Faut-il augmenter les prix pour éviter les pénuries ?

Par ailleurs, les laboratoires pharmaceutiques européens l’assurent : tant que les médicaments génériques coûteront aussi peu cher, ils ne pourront pas relocaliser leur production en Europe. « On se bat pour quelques centimes : avec des rentabilités aussi faibles, comment voulez-vous que l’on ait les moyens d’investir ? » s’insurge Marie-Hélène Dick, présidente du laboratoire français Panpharma. L’Allemagne et la Grèce ont trouvé la solution, en décidant de doubler le prix de certains médicaments indispensables, comme le paracétamol et l’ibuprofène.

Des décisions unilatérales qui créent le risque d’une concurrence déloyale entre les Etats européens.

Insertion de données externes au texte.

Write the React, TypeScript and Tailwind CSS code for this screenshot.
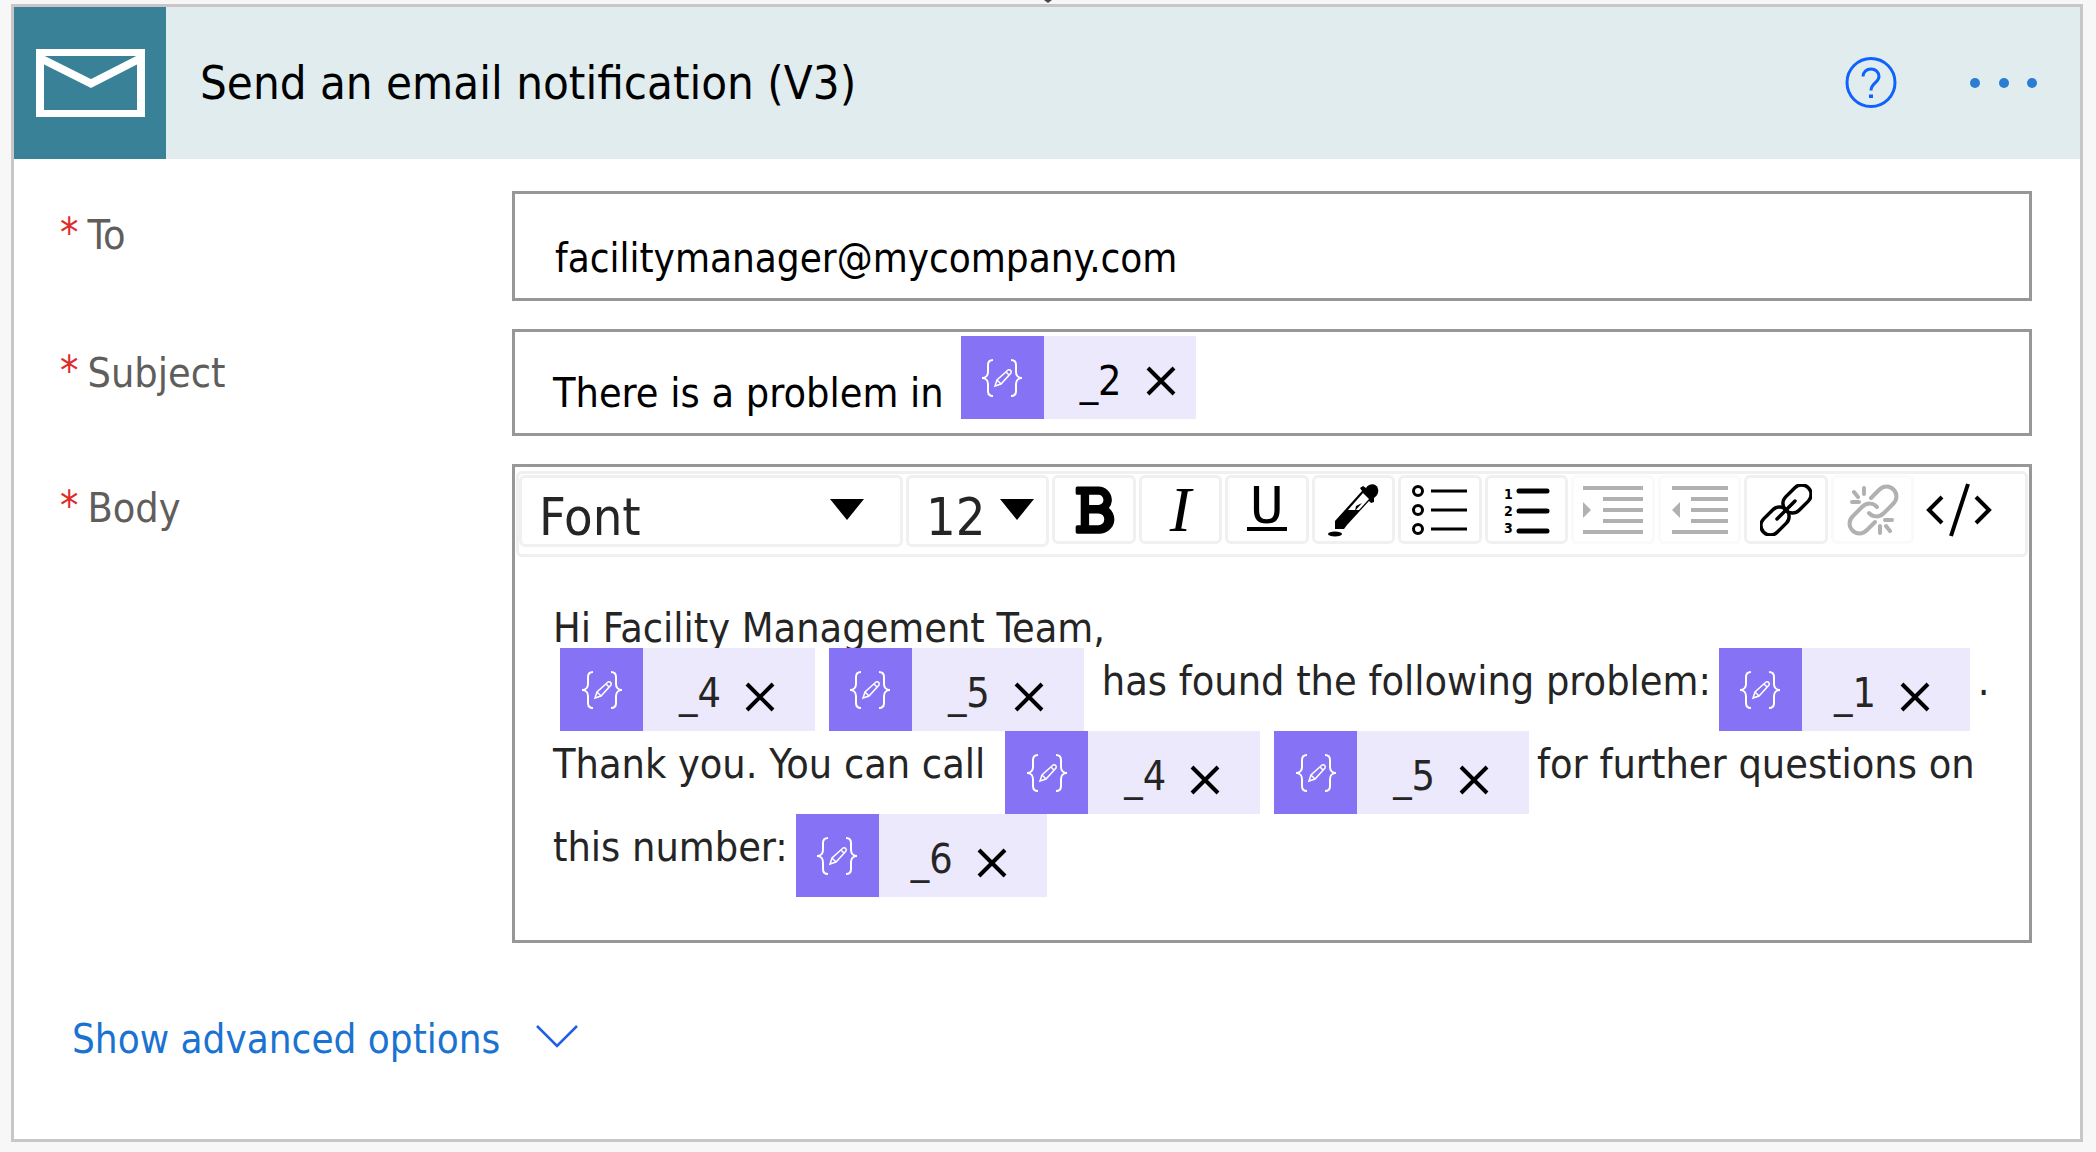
import { useState } from 'react';
import type { ReactNode } from 'react';
import { FaBold } from 'react-icons/fa';

function MailIcon() {
  return (
    <svg width="109" height="68" viewBox="0 0 109 68" fill="none" stroke="#fff" aria-hidden="true">
      <path d="M0 3.500h109M0 64.500h109" strokeWidth="7" />
      <path d="M4 0v68M105 0v68" strokeWidth="8" />
      <path d="M4 9l51 25.500L105 9" strokeWidth="8" />
    </svg>
  );
}

function HelpIcon() {
  return (
    <svg width="52" height="52" viewBox="0 0 52 52" fill="none" stroke="#0f62fe" strokeWidth="3" aria-hidden="true">
      <circle cx="26" cy="25.500" r="24" />
      <path d="M18 19.500c0-4.500 3.500-7.500 8-7.500s8 3 8 7.500c0 6-8 6.500-8 14" />
      <path d="M26 37.500v3.500" strokeWidth="4" />
    </svg>
  );
}

function DotsIcon() {
  return (
    <svg width="68" height="10" viewBox="0 0 68 10" fill="#2b7cd3" aria-hidden="true">
      <circle cx="5" cy="5" r="5" />
      <circle cx="34" cy="5" r="5" />
      <circle cx="62" cy="5" r="5" />
    </svg>
  );
}

function ExpressionIcon() {
  return (
    <svg width="42" height="38" viewBox="0 0 42 38" fill="none" stroke="#fff" strokeWidth="2" aria-hidden="true">
      <path d="M12 1C8 1 7 3 7 6v7c0 3-2 6-6 6 4 0 6 3 6 6v7c0 3 1 5 5 5" />
      <path d="M30 1c4 0 5 2 5 5v7c0 3 2 6 6 6-4 0-6 3-6 6v7c0 3-1 5-5 5" />
      <path d="M14 27l2-6 11-10c2-1 4 1 3 3L20 25zM16 21l4 4M25 13l3 3" strokeWidth="1.500" />
    </svg>
  );
}

function Token({ name, className = '', valueClass = 'pl-9 pr-10', removeClass = 'mt-[9px]' }: { name: string; className?: string; valueClass?: string; removeClass?: string }) {
  return (
    <span className={`inline-flex h-[83px] shrink-0 bg-[#ece9fd] ${className}`}>
      <span className="flex w-[83px] items-center justify-center bg-[#8672f5]">
        <ExpressionIcon />
      </span>
      <span className={`flex items-start pt-[25px] leading-10 ${valueClass}`}>
        {name}
        <button type="button" aria-label={`Remove ${name}`} className={`ml-6 ${removeClass}`}>
          <svg width="30" height="30" viewBox="0 0 30 30" stroke="#000" strokeWidth="4" aria-hidden="true">
            <path d="M2 2l26 26M28 2L2 28" />
          </svg>
        </button>
      </span>
    </span>
  );
}

function Picker({ label, value, className, caretClass }: { label: string; value: string; className: string; caretClass: string }) {
  return (
    <div className={`relative h-[72px] shrink-0 rounded-md border-3 border-[#f0f0f0] ${className}`}>
      <select aria-label={label} className="h-[60px] w-full appearance-none pl-[17px]">
        <option>{value}</option>
      </select>
      <svg width="34" height="21" viewBox="0 0 34 21" aria-hidden="true" className={`pointer-events-none absolute top-[21px] ${caretClass}`}>
        <path d="M0 0h34L17 21z" />
      </svg>
    </div>
  );
}

function Row({ id, label, children }: { id: string; label: string; children: ReactNode }) {
  return (
    <div className="flex items-start">
      <label id={`${id}-label`} htmlFor={id} className="flex w-[452px] shrink-0 gap-[9px] pt-5 text-[41px] leading-12 text-[#605e5c]">
        <span className="leading-11 text-[#e02b2b]">*</span>
        {label}
      </label>
      {children}
    </div>
  );
}

function Tool({ label, disabled = false, plain = false, children }: { label: string; disabled?: boolean; plain?: boolean; children: ReactNode }) {
  const border = plain ? 'border-transparent' : disabled ? 'border-[#fafafa]' : 'border-[#f0f0f0]';
  return (
    <button type="button" aria-label={label} disabled={disabled} className={`flex h-[69px] flex-1 items-center justify-center rounded-md border-3 ${border}`}>
      {children}
    </button>
  );
}

function Toolbar() {
  return (
    <div role="toolbar" className="mx-px mt-1 flex h-[86px] items-start gap-[3px] rounded-md border-3 border-[#f0f0f0] pt-px pr-6 text-[52px] text-[#252525]">
      <Picker label="Font" value="Font" className="w-[384px]" caretClass="right-9" />
      <Picker label="Font size" value="12" className="w-[143px]" caretClass="right-3" />

      <div className="flex flex-1 gap-[3px] text-black">
        <Tool label="Bold">
          <FaBold className="size-[54px]" aria-hidden="true" />
        </Tool>
        <Tool label="Italic">
          <span className="font-['Liberation_Serif',serif] text-[64px] leading-none italic">I</span>
        </Tool>
        <Tool label="Underline">
          <span className="h-[43px] border-b-4 border-black px-[3px] font-['Liberation_Mono',monospace] text-[56px] leading-[40px]">U</span>
        </Tool>
        <Tool label="Text colour">
          <svg width="52" height="54" viewBox="0 0 52 54" aria-hidden="true">
            <ellipse cx="8" cy="51" rx="7" ry="2.500" />
            <path d="M35 8l-2-3 3-2 3 2c3-5 11-5 12 1 1 4-1 7-4 9v4l-3 1-2-2-22 24-3 4H8v-8z" />
            <path d="M36 10l6 6-10 11H21z" fill="#fff" />
            <path d="M35 20l-7 8 1-5z" />
          </svg>
        </Tool>
        <Tool label="Bulleted list">
          <svg width="56" height="50" viewBox="0 0 56 50" fill="none" stroke="#000" strokeWidth="3" aria-hidden="true">
            <circle cx="6" cy="6" r="4.500" />
            <circle cx="6" cy="25" r="4.500" />
            <circle cx="6" cy="44" r="4.500" />
            <path d="M19 6h36M19 25h36M19 44h36" />
          </svg>
        </Tool>
        <Tool label="Numbered list">
          <svg width="46" height="50" viewBox="0 0 46 50" aria-hidden="true">
            <g fontSize="14" fontWeight="700">
              <text x="0" y="14">1</text>
              <text x="0" y="31">2</text>
              <text x="0" y="48">3</text>
            </g>
            <path d="M15 6h28M15 26h28M15 46h28" stroke="#000" strokeWidth="5" strokeLinecap="round" />
          </svg>
        </Tool>
        <Tool label="Indent" disabled>
          <svg width="60" height="50" viewBox="0 0 60 50" stroke="#b1b1b1" strokeWidth="4" aria-hidden="true">
            <path d="M0 3h60M20 14h40M20 25h40M20 36h40M0 47h60" />
            <path d="M0 17l8 8-8 8z" fill="#b1b1b1" stroke="none" />
          </svg>
        </Tool>
        <Tool label="Outdent" disabled>
          <svg width="56" height="50" viewBox="0 0 56 50" stroke="#b1b1b1" strokeWidth="4" aria-hidden="true">
            <path d="M0 3h56M19 14h37M19 25h37M19 36h37M0 47h56" />
            <path d="M8 17l-8 8 8 8z" fill="#b1b1b1" stroke="none" />
          </svg>
        </Tool>
        <Tool label="Insert link">
          <svg width="52" height="52" viewBox="0 0 52 52" fill="none" stroke="#000" strokeWidth="3.500" strokeLinecap="round" aria-hidden="true">
            <rect x="-16" y="-9.500" width="32" height="19" rx="9.500" transform="translate(37 15) rotate(-45)" />
            <rect x="-16" y="-9.500" width="32" height="19" rx="9.500" transform="translate(15 37) rotate(-45)" />
            <path d="M17 35l18-18" />
          </svg>
        </Tool>
        <Tool label="Remove link" disabled>
          <svg width="52" height="52" viewBox="0 0 52 52" fill="none" stroke="#b1b1b1" strokeWidth="4" strokeLinecap="round" aria-hidden="true">
            <path d="M24 14l8-8c10-10 24 4 14 14l-9 9c-5 5-12 4-15 0" />
            <path d="M28 38l-8 8c-10 10-24-4-14-14l9-9c5-5 12-4 15 0" />
            <path d="M17 4v6M7 8l4 5M5 18h7M33 42v7M39 42l4 5M38 36h7" />
          </svg>
        </Tool>
        <Tool label="Code view" plain>
          <svg width="66" height="54" viewBox="0 0 66 54" fill="none" stroke="#000" strokeWidth="4" aria-hidden="true">
            <path d="M16 14L3 27l13 13M50 14l13 13-13 13M42 1L25 53" />
          </svg>
        </Tool>
      </div>
    </div>
  );
}

export default function App() {
  const [to, setTo] = useState('facilitymanager@mycompany.com');

  return (
    <div className="relative min-h-screen bg-[#f7f7f7] pt-1 pr-[13px] pb-2 pl-[11px] font-['DejaVu_Sans_Condensed','DejaVu_Sans',sans-serif]">
      {/* tip of the arrow coming from the previous step */}
      <svg width="8" height="3" viewBox="0 0 8 3" fill="#484644" aria-hidden="true" className="absolute top-0 left-1/2 -translate-x-1/2">
        <path d="M0 0h8L4 3z" />
      </svg>
      <main className="min-h-[1138px] border-3 border-[#c8c6c6] bg-white">
        <header className="flex h-[152px] items-center bg-[#e1ecee]">
          <div className="flex h-full w-[152px] shrink-0 items-center justify-center bg-[#388196]">
            <MailIcon />
          </div>
          <h1 className="ml-[34px] flex-1 text-[47px] text-black">Send an email notification (V3)</h1>
          <button type="button" aria-label="Help">
            <HelpIcon />
          </button>
          <button type="button" aria-label="More" className="mr-[42px] ml-[73px]">
            <DotsIcon />
          </button>
        </header>

        <form className="pt-8 pr-12 pb-12 pl-[46px]">
          <Row id="to" label="To">
            <input
              id="to"
              value={to}
              onChange={(e) => setTo(e.target.value)}
              className="h-[110px] min-w-0 flex-1 border-3 border-[#979797] pt-6 pl-10 text-[40px] text-black"
            />
          </Row>

          <div className="mt-7">
            <Row id="subject" label="Subject">
              <div id="subject" role="textbox" aria-labelledby="subject-label" className="flex h-[107px] min-w-0 flex-1 items-start border-3 border-[#979797] pt-1 pl-[38px] text-[41px] text-black">
                <span className="pt-[37px] leading-10">There is a problem in</span>
                <Token name="_2" className="ml-[17px]" valueClass="pl-9 pr-5" removeClass="mt-[5px]" />
              </div>
            </Row>
          </div>

          <div className="mt-7">
            <Row id="body" label="Body">
              <div className="min-w-0 flex-1 border-3 border-[#979797]">
                <Toolbar />
                <div id="body" role="textbox" aria-multiline="true" aria-labelledby="body-label" className="pt-[51px] pb-[43px] pl-[38px] text-[41px] leading-10 text-[#252525]">
                  <p>Hi Facility Management Team,</p>
                  <div className="flex">
                    <Token name="_4" className="ml-[7px]" />
                    <Token name="_5" className="ml-[14px]" />
                    <span className="ml-[18px] pt-[13px]">has found the following problem:</span>
                    <Token name="_1" className="ml-2" valueClass="pl-8 pr-10" />
                    <span className="ml-2 pt-[13px]">.</span>
                  </div>
                  <div className="flex">
                    <span className="pt-[13px]">Thank you. You can call</span>
                    <Token name="_4" className="ml-5" />
                    <Token name="_5" className="ml-[14px]" />
                    <span className="ml-2 pt-[13px]">for further questions on</span>
                  </div>
                  <div className="flex">
                    <span className="pt-[13px]">this number:</span>
                    <Token name="_6" className="ml-2" valueClass="pl-8 pr-10" />
                  </div>
                </div>
              </div>
            </Row>
          </div>

          <button type="button" className="mt-[72px] ml-3 flex items-center gap-9 text-[40px] leading-12 text-[#1a73d1]">
            Show advanced options
            <svg width="42" height="24" viewBox="0 0 42 24" fill="none" stroke="#1f5fe0" strokeWidth="2.500" aria-hidden="true" className="mb-1">
              <path d="M1 1l20 20L41 1" />
            </svg>
          </button>
        </form>
      </main>
    </div>
  );
}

Le problème étant que sur cette question, comme souvent s’agissant du sanitaire, l’Union Européenne a beaucoup de mal à parler d’une seule voix. « Nous déployons toutes les flexibilités réglementaires à notre disposition » assure pourtant Stella Kyriakides, commissaire à la santé. En mars prochain, la Commission Européenne devrait présenter son plan pour lutter contre la pénurie de médicaments. Mais s’il contiendra de nouvelles obligations de déclarations et de stockages pour les laboratoires, aucun programme de relocalisation massive de la production n’est a priori contenu dans ce plan.